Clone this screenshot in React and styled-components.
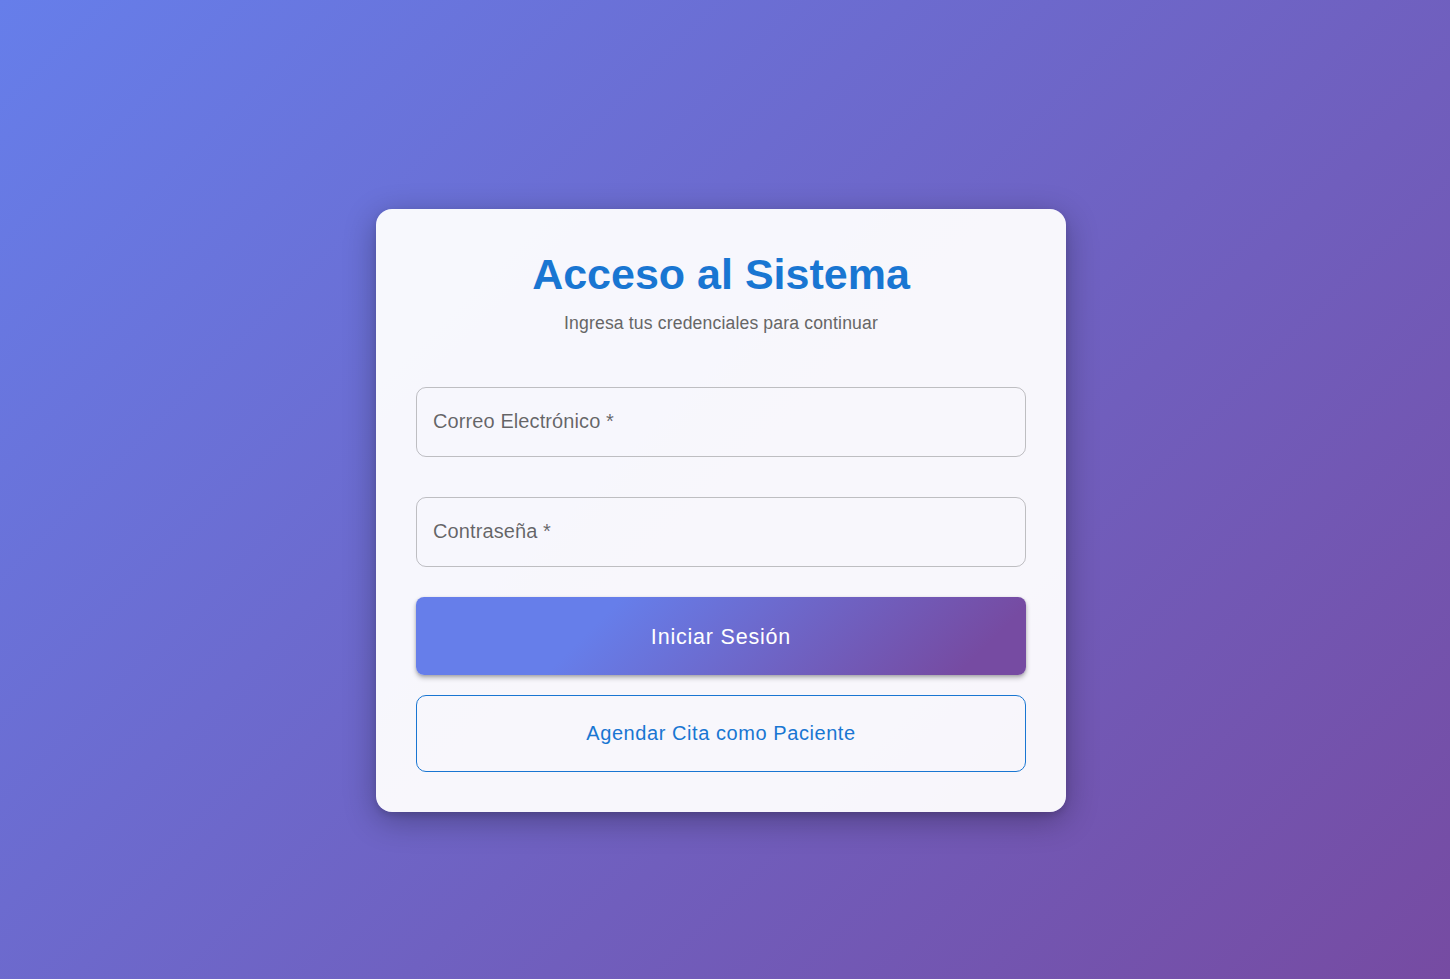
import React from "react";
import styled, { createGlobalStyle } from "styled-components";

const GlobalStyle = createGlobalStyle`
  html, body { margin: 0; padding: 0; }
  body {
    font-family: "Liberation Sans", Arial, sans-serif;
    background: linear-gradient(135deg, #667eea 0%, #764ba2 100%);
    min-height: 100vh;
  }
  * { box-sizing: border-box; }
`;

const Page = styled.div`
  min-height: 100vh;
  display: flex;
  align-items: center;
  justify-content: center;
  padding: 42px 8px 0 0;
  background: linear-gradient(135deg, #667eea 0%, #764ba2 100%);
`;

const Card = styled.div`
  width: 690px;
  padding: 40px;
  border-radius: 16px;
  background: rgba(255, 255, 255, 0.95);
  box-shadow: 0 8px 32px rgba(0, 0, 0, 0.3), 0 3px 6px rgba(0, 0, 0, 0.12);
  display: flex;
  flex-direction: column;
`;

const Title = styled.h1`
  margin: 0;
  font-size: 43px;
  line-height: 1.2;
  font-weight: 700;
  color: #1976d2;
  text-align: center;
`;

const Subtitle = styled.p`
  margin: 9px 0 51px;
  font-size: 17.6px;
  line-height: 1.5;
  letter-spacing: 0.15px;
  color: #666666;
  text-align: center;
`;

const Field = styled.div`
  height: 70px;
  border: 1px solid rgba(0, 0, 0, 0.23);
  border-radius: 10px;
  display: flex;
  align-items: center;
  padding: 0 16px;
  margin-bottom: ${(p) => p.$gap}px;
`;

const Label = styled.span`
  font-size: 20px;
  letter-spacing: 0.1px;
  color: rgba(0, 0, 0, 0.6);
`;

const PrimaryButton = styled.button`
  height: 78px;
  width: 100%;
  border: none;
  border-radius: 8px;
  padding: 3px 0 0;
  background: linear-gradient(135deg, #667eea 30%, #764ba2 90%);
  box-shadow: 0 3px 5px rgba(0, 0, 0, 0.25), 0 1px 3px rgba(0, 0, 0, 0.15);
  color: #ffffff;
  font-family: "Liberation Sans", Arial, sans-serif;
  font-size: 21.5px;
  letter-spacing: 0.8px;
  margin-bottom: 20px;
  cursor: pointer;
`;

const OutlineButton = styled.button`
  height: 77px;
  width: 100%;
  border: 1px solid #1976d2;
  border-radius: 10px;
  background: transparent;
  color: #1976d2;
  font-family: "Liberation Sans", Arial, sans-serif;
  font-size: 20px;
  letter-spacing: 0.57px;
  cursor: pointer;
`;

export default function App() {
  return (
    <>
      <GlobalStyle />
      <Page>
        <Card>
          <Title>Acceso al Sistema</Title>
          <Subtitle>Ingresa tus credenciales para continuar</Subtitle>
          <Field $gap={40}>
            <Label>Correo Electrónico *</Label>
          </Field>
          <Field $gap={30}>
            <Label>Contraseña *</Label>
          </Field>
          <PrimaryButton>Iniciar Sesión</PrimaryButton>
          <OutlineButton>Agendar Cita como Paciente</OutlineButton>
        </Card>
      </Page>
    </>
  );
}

★ ★ ★

Task objective:
Repeat all the data as it stands, dropping any images it holds.

Worked solution:
Clone this screenshot in React and styled-components.
import React from "react";
import styled, { createGlobalStyle } from "styled-components";

const GlobalStyle = createGlobalStyle`
  html, body { margin: 0; padding: 0; }
  body {
    font-family: "Liberation Sans", Arial, sans-serif;
    background: linear-gradient(135deg, #667eea 0%, #764ba2 100%);
    min-height: 100vh;
  }
  * { box-sizing: border-box; }
`;

const Page = styled.div`
  min-height: 100vh;
  display: flex;
  align-items: center;
  justify-content: center;
  padding: 42px 8px 0 0;
  background: linear-gradient(135deg, #667eea 0%, #764ba2 100%);
`;

const Card = styled.div`
  width: 690px;
  padding: 40px;
  border-radius: 16px;
  background: rgba(255, 255, 255, 0.95);
  box-shadow: 0 8px 32px rgba(0, 0, 0, 0.3), 0 3px 6px rgba(0, 0, 0, 0.12);
  display: flex;
  flex-direction: column;
`;

const Title = styled.h1`
  margin: 0;
  font-size: 43px;
  line-height: 1.2;
  font-weight: 700;
  color: #1976d2;
  text-align: center;
`;

const Subtitle = styled.p`
  margin: 9px 0 51px;
  font-size: 17.6px;
  line-height: 1.5;
  letter-spacing: 0.15px;
  color: #666666;
  text-align: center;
`;

const Field = styled.div`
  height: 70px;
  border: 1px solid rgba(0, 0, 0, 0.23);
  border-radius: 10px;
  display: flex;
  align-items: center;
  padding: 0 16px;
  margin-bottom: ${(p) => p.$gap}px;
`;

const Label = styled.span`
  font-size: 20px;
  letter-spacing: 0.1px;
  color: rgba(0, 0, 0, 0.6);
`;

const PrimaryButton = styled.button`
  height: 78px;
  width: 100%;
  border: none;
  border-radius: 8px;
  padding: 3px 0 0;
  background: linear-gradient(135deg, #667eea 30%, #764ba2 90%);
  box-shadow: 0 3px 5px rgba(0, 0, 0, 0.25), 0 1px 3px rgba(0, 0, 0, 0.15);
  color: #ffffff;
  font-family: "Liberation Sans", Arial, sans-serif;
  font-size: 21.5px;
  letter-spacing: 0.8px;
  margin-bottom: 20px;
  cursor: pointer;
`;

const OutlineButton = styled.button`
  height: 77px;
  width: 100%;
  border: 1px solid #1976d2;
  border-radius: 10px;
  background: transparent;
  color: #1976d2;
  font-family: "Liberation Sans", Arial, sans-serif;
  font-size: 20px;
  letter-spacing: 0.57px;
  cursor: pointer;
`;

export default function App() {
  return (
    <>
      <GlobalStyle />
      <Page>
        <Card>
          <Title>Acceso al Sistema</Title>
          <Subtitle>Ingresa tus credenciales para continuar</Subtitle>
          <Field $gap={40}>
            <Label>Correo Electrónico *</Label>
          </Field>
          <Field $gap={30}>
            <Label>Contraseña *</Label>
          </Field>
          <PrimaryButton>Iniciar Sesión</PrimaryButton>
          <OutlineButton>Agendar Cita como Paciente</OutlineButton>
        </Card>
      </Page>
    </>
  );
}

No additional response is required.